Speaking at Stand to Reason’s Reality Student Apologetics Conference, Sean McDowell answers the question “Where does truth come from?” He contrasts two competing answers—the cultural narrative and the biblical narrative. Sean will return to Reality April 24–25, 2026, exclusively for our California conference.
Transcript
I’m going to contrast two different narratives—essentially about human purpose, about truth, about meaning in the universe. There are two broad narratives we’re going to look at.
One I’m just simply going to call the cultural narrative. Now, I’m not saying Christians are always against culture. We are in culture. We’re above culture. We’re part of culture. But there are some times as Christians where we stand in direct opposition to ideas being pushed in the culture, and we need to have the courage to stand up for that.
By “cultural narrative,” I mean this idea that moral truth comes from the individual. It’s subjective and situational. The truth is known through choosing to believe something in personal narrative.
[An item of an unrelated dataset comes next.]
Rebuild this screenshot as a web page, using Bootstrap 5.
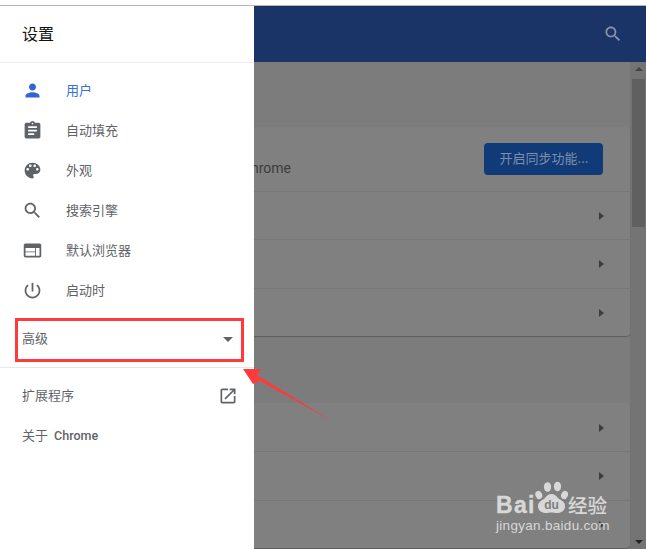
<!DOCTYPE html>
<html lang="zh-CN">
<head>
<meta charset="utf-8">
<title>设置</title>
<link href="https://cdn.jsdelivr.net/npm/bootstrap@5.3.0/dist/css/bootstrap.min.css" rel="stylesheet">
<style>
html,body{height:100%;overflow:hidden;}
body{font-family:"Liberation Sans","Noto Sans CJK SC",sans-serif;font-size:13px;background:#fff;}
.shot{height:549px;width:646px;position:relative;overflow:hidden;padding-top:5px;}
.app{height:544px;border-top:1px solid #b5b5b5;}
.topbar{height:56px;background:#1a3468;padding-right:23px;}
.topbar svg{width:20px;height:20px;fill:#8a95ab;}
.stage{height:487px;background:#7c7c7c;}
.pane{padding:65px 0 0 16px;}
.setbox{background:#808080;border:0;border-radius:4px;box-shadow:0 1px 1px #5d5d5d;color:#3d3d3d;}
.setbox + .setbox{margin-top:67px;}
.setrow{border-top:1px solid #777;padding-right:26px;background:transparent;}
.setrow:first-child{border-top:0;}
.r48{height:48.330px;}
.r64{height:64px;padding-right:27px;}
.acct{width:275px;text-align:right;padding-top:18px;font-family:Roboto,"Noto Sans CJK SC",sans-serif;font-size:14px;color:#3c3c3c;}
.syncbtn{width:119px;height:32px;background:#113a78;border:0;border-radius:4px;color:#7f8ea9;font-size:13px;padding:0 0 2px 1px;font-family:"Noto Sans CJK SC",sans-serif;}
.tri{width:0;height:0;border-top:4.500px solid transparent;border-bottom:4.500px solid transparent;border-left:5px solid #3d3d3d;margin-top:1px;}
.scrollcol{width:16px;background:#747474;padding:0 1px 0 2px;}
.thumb{height:148px;background:#606060;margin-top:3px;}
.sarrow{height:14px;}
.sarrow i{display:block;width:0;height:0;border-left:4px solid transparent;border-right:4px solid transparent;}
.up i{border-bottom:4px solid #444;}
.down i{border-top:4px solid #222;}
.drawer{position:absolute;left:0;top:6px;bottom:0;width:254px;background:#fff;}
.dhead{height:57px;border-bottom:1px solid #eee;padding:0 0 3px 22px;font-family:"Noto Sans CJK SC",sans-serif;font-size:16px;color:#111;}
.dmenu{padding-top:7px;}
.ditem{height:40px;padding:0 0 1px 22px;border:0;background:transparent;color:#5f6368;font-family:"Noto Sans CJK SC",sans-serif;font-size:13px;}
.ditem svg{width:21px;height:21px;fill:#5f6368;margin:1px 23px 0 0;flex:none;}
.ditem.on{color:#3a6fd8;}
.ditem.on svg{fill:#2f66d4;}
.advbox{height:44px;margin:8px 10px 0 15px;border:3px solid #ff3a3a;padding:0 8px 0 4px;color:#5f6368;font-family:"Noto Sans CJK SC",sans-serif;font-size:13px;}
.advtxt{padding-bottom:5px;}
.caret{width:0;height:0;border-left:5px solid transparent;border-right:5px solid transparent;border-top:5px solid #5f6368;margin-bottom:2px;}
.dline{border-top:1px solid #e8e8e8;margin-top:5px;padding-top:8px;}
.dextra{height:40px;padding:0 16px 0 22px;color:#5f6368;font-family:"Noto Sans CJK SC",sans-serif;font-size:13px;}
.dextra svg{width:20px;height:20px;fill:#5f6368;}
.dtxt{padding-bottom:2px;}
.rom{font-family:Roboto,"Noto Sans CJK SC",sans-serif;font-weight:500;font-size:12.500px;word-spacing:3px;}
.rom b{font-size:13px;font-weight:400;}
.callout{position:absolute;left:240px;top:365px;width:95px;height:60px;}
.mark-wm{position:absolute;left:496px;top:479px;width:116px;color:#d8d8d8;line-height:1;}
.wm-top{height:38px;}
.wm-bai{font-family:"Liberation Sans",sans-serif;font-weight:700;font-size:23px;padding-top:15px;letter-spacing:1.300px;width:39px;flex:none;-webkit-text-stroke:.4px #d8d8d8;}
.wm-paw{width:33px;height:38px;flex:none;}
.wm-cn{font-family:"Noto Sans CJK SC",sans-serif;font-size:19.500px;padding-top:16px;font-weight:500;white-space:nowrap;}
.wm-url{font-family:"Liberation Sans",sans-serif;font-size:13.500px;margin-top:2px;white-space:nowrap;letter-spacing:.3px;}
</style>
</head>
<body>
<div class="shot">
  <div class="app">
    <div class="topbar d-flex align-items-center justify-content-end">
      <svg viewBox="0 0 24 24"><path d="M15.500 14h-.790l-.280-.270C15.410 12.590 16 11.110 16 9.500 16 5.910 13.090 3 9.500 3S3 5.910 3 9.500 5.910 16 9.500 16c1.610 0 3.090-.590 4.230-1.570l.270.280v.790l5 4.990L20.490 19l-4.990-5zm-6 0C7.010 14 5 11.990 5 9.500S7.010 5 9.500 5 14 7.010 14 9.500 11.990 14 9.500 14z"/></svg>
    </div>
    <div class="stage d-flex">
      <div class="pane flex-grow-1">
        <div class="card setbox">
          <div class="setrow r64 d-flex justify-content-between align-items-center">
            <div class="acct">Chrome</div>
            <button class="btn syncbtn" type="button">开启同步功能...</button>
          </div>
          <div class="setrow r48 d-flex justify-content-end align-items-center"><span class="tri"></span></div>
          <div class="setrow r48 d-flex justify-content-end align-items-center"><span class="tri"></span></div>
          <div class="setrow r48 d-flex justify-content-end align-items-center"><span class="tri"></span></div>
        </div>
        <div class="card setbox">
          <div class="setrow r48 d-flex justify-content-end align-items-center"><span class="tri"></span></div>
          <div class="setrow r48 d-flex justify-content-end align-items-center"><span class="tri"></span></div>
          <div class="setrow r48 d-flex justify-content-end align-items-center"><span class="tri"></span></div>
        </div>
      </div>
      <div class="scrollcol d-flex flex-column">
        <div class="sarrow up d-flex align-items-center justify-content-center"><i></i></div>
        <div class="thumb"></div>
        <div class="flex-grow-1"></div>
        <div class="sarrow down d-flex align-items-center justify-content-center"><i></i></div>
      </div>
    </div>
  </div>

  <div class="mark-wm">
    <div class="wm-top d-flex">
      <span class="wm-bai">Bai</span>
      <svg class="wm-paw" viewBox="0 0 33 38">
        <g fill="#d8d8d8">
          <ellipse cx="3.800" cy="16" rx="3.300" ry="4.200" transform="rotate(-25 3.800 16)"/>
          <ellipse cx="12.500" cy="8" rx="3.600" ry="4.800"/>
          <ellipse cx="22.500" cy="7.500" rx="3.600" ry="4.800"/>
          <ellipse cx="29.500" cy="16" rx="3.300" ry="4.200" transform="rotate(25 29.500 16)"/>
          <path d="M16.500 15c-3 0-5 2-6.500 4-2 2-7 3-7 8 0 5 4 7 8 7 2 0 3.500-.5 5.500-.5s3.500.5 5.500.5c4 0 8-2 8-7 0-5-5-6-7-8-1.500-2-3.500-4-6.500-4z"/>
        </g>
        <text x="16.500" y="30" text-anchor="middle" font-family="Liberation Sans" font-size="12" font-weight="700" fill="#7d7d7d">du</text>
      </svg>
      <span class="wm-cn">经验</span>
    </div>
    <div class="wm-url">jingyan.baidu.com</div>
  </div>

  <aside class="drawer">
    <div class="dhead d-flex align-items-center">设置</div>
    <div class="dmenu list-group list-group-flush">
      <a class="list-group-item ditem on d-flex align-items-center"><svg viewBox="0 0 24 24"><path d="M12 12c2.210 0 4-1.790 4-4s-1.790-4-4-4-4 1.790-4 4 1.790 4 4 4zm0 2c-2.670 0-8 1.340-8 4v2h16v-2c0-2.660-5.330-4-8-4z"/></svg>用户</a>
      <a class="list-group-item ditem d-flex align-items-center"><svg viewBox="0 0 24 24"><path d="M19 3h-4.180C14.400 1.840 13.300 1 12 1c-1.300 0-2.400.840-2.820 2H5c-1.100 0-2 .900-2 2v14c0 1.100.900 2 2 2h14c1.100 0 2-.900 2-2V5c0-1.100-.900-2-2-2zm-7 0c.550 0 1 .450 1 1s-.450 1-1 1-1-.450-1-1 .450-1 1-1zm2 14H7v-2h7v2zm3-4H7v-2h10v2zm0-4H7V7h10v2z"/></svg>自动填充</a>
      <a class="list-group-item ditem d-flex align-items-center"><svg viewBox="0 0 24 24"><path d="M12 3c-4.970 0-9 4.030-9 9s4.030 9 9 9c.830 0 1.500-.670 1.500-1.500 0-.390-.150-.740-.390-1.010-.230-.260-.380-.610-.380-.990 0-.830.670-1.500 1.500-1.500H16c2.760 0 5-2.240 5-5 0-4.420-4.030-8-9-8zm-5.500 9c-.830 0-1.500-.670-1.500-1.500S5.670 9 6.500 9 8 9.670 8 10.500 7.330 12 6.500 12zm3-4C8.670 8 8 7.330 8 6.500S8.670 5 9.500 5s1.500.670 1.500 1.500S10.330 8 9.500 8zm5 0c-.830 0-1.500-.670-1.500-1.500S13.670 5 14.500 5s1.500.670 1.500 1.500S15.330 8 14.500 8zm3 4c-.830 0-1.500-.670-1.500-1.500S16.670 9 17.500 9s1.500.670 1.500 1.500-.670 1.500-1.500 1.500z"/></svg>外观</a>
      <a class="list-group-item ditem d-flex align-items-center"><svg viewBox="0 0 24 24"><path d="M15.500 14h-.790l-.280-.270C15.410 12.590 16 11.110 16 9.500 16 5.910 13.090 3 9.500 3S3 5.910 3 9.500 5.910 16 9.500 16c1.610 0 3.090-.590 4.230-1.570l.270.280v.790l5 4.990L20.490 19l-4.990-5zm-6 0C7.010 14 5 11.990 5 9.500S7.010 5 9.500 5 14 7.010 14 9.500 11.990 14 9.500 14z"/></svg>搜索引擎</a>
      <a class="list-group-item ditem d-flex align-items-center"><svg viewBox="0 0 24 24"><path d="M20 4H4c-1.100 0-2 .900-2 2v12c0 1.100.900 2 2 2h16c1.100 0 2-.900 2-2V6c0-1.100-.900-2-2-2zm-5 14H4v-4h11v4zm0-5H4V9h11v4zm5 5h-4V9h4v9z"/></svg>默认浏览器</a>
      <a class="list-group-item ditem d-flex align-items-center"><svg viewBox="0 0 24 24"><path d="M13 3h-2v10h2V3zm4.830 2.170l-1.420 1.420C17.990 7.860 19 9.810 19 12c0 3.870-3.130 7-7 7s-7-3.130-7-7c0-2.190 1.010-4.140 2.580-5.420L6.170 5.170C4.230 6.820 3 9.260 3 12c0 4.970 4.030 9 9 9s9-4.030 9-9c0-2.740-1.230-5.180-3.170-6.830z"/></svg>启动时</a>
    </div>
    <div class="advbox d-flex align-items-center justify-content-between"><span class="advtxt">高级</span><span class="caret"></span></div>
    <div class="dline">
      <div class="dextra d-flex align-items-center justify-content-between"><span class="dtxt">扩展程序</span><svg viewBox="0 0 24 24"><path d="M19 19H5V5h7V3H5c-1.110 0-2 .900-2 2v14c0 1.100.890 2 2 2h14c1.100 0 2-.900 2-2v-7h-2v7zM14 3v2h3.590l-9.830 9.830 1.410 1.410L19 6.410V10h2V3h-7z"/></svg></div>
      <div class="dextra d-flex align-items-center"><span class="rom"><b>关于</b> Chrome</span></div>
    </div>
  </aside>

  <svg class="callout" viewBox="240 365 95 60"><polygon points="243,369 261,369 257,375 332,421 260,381 253,384" fill="#ff3a3a"/></svg>
</div>
<script src="https://cdn.jsdelivr.net/npm/bootstrap@5.3.0/dist/js/bootstrap.bundle.min.js"></script>
</body>
</html>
So, increasingly in the world that we live in, it says as long as you believe something—as long as you feel something, as long as you think it’s true for you—then it’s true for you. That’s kind of what we mean by this cultural idea of individualism.
Now, contrast that with what I’m going to call the biblical narrative. Biblical narrative says truth is not found in our choices and beliefs and feelings. Truth is found in the character of God, and it’s universal. You see, rather than created, truth is discovered. It’s outside of us. It doesn’t change. It’s discovered by exploring Scripture and the world and God’s character.
So, you see the two ways we’re framing this? Either the individual is supreme, and you feel something, you want something, you desire something is true for you. The Bible has a different narrative. It says, no, actually, truth is found outside of us, and we’re only really free when we submit ourselves to that truth.